By the standards of the time, she received a fair trial at the Supreme Court. Indeed, upon the guilty verdict, the Southland Times declared that “no prisoner ever had a fairer trial than Minnie Dean”. But what fairness could there really be when, before her Supreme Court trial, her guilt in the death Dorothy Edith Carter had been decided – quite legally for the period – by a corner’s court jury and her named dragged through the mud by a moralistic media? By the standards of modern justice, she was hung out to dry.
Yet the proof of guilt for Dean’s murder of Dorothy was far from strong. It certainly could not be established beyond a reasonable doubt that Dean had deliberately poisoned the child with laudanum. In the absence of that proof, police and the prosecution were allowed by Supreme Court judge Justice Joshua Williams to present other evidence – evidence that would be inadmissible now – to bolster the case against Dean: a cavalcade of suspicions and insinuations about other missing children and possible unexplained deaths at The Larches, though a medical expert did also testify that he believed Eva Hornsby had been suffocated.

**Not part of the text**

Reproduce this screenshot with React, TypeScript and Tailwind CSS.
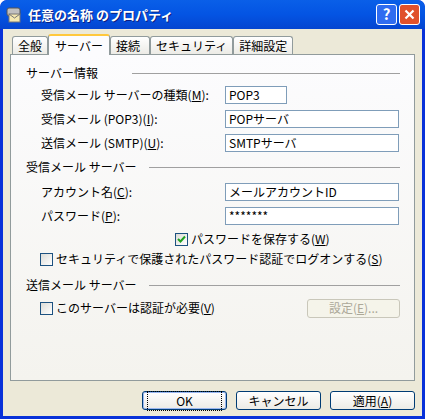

Dean went to the gallows having admitted both children died in her care, though through misadventure, not murder. But she did herself no favours. She had clearly lied to police. She had obviously obfuscated. And she refused to say where seven of the 26 children she had taken in during the years had later gone.
Her lawyer, the famous Dunedin barrister Alfred Hanlon, argued strongly that the prosecution’s case was weak. “It seems to me that the real honest issue is whether the accused is guilty of intentionally killing the child or is innocent altogether,” Hanlon told the jury in an impassioned final address that won applause from all in court.
But in a quite virulent summing up the following day, Justice Williams made it plain to the jury that even if Hanlon had found flaws, a verdict of murder should be found. “I warn you, gentlemen, against returning a verdict of manslaughter … it seems to me such a verdict would indicate a weak-kneed compromise”. It is little wonder the jury, after retiring at 12.30, returned just 30 minutes later with the verdict that the Winton baby farmer was guilty as charged.
Two months on, on August 12, Dean was walked to gallows to pay for the death of 11-month-old Dorothy Edith Carter. But 130 years, on we still cannot know what really put her up there on the scaffold. Was it murder? Or was Minnie Dean a victim of her times?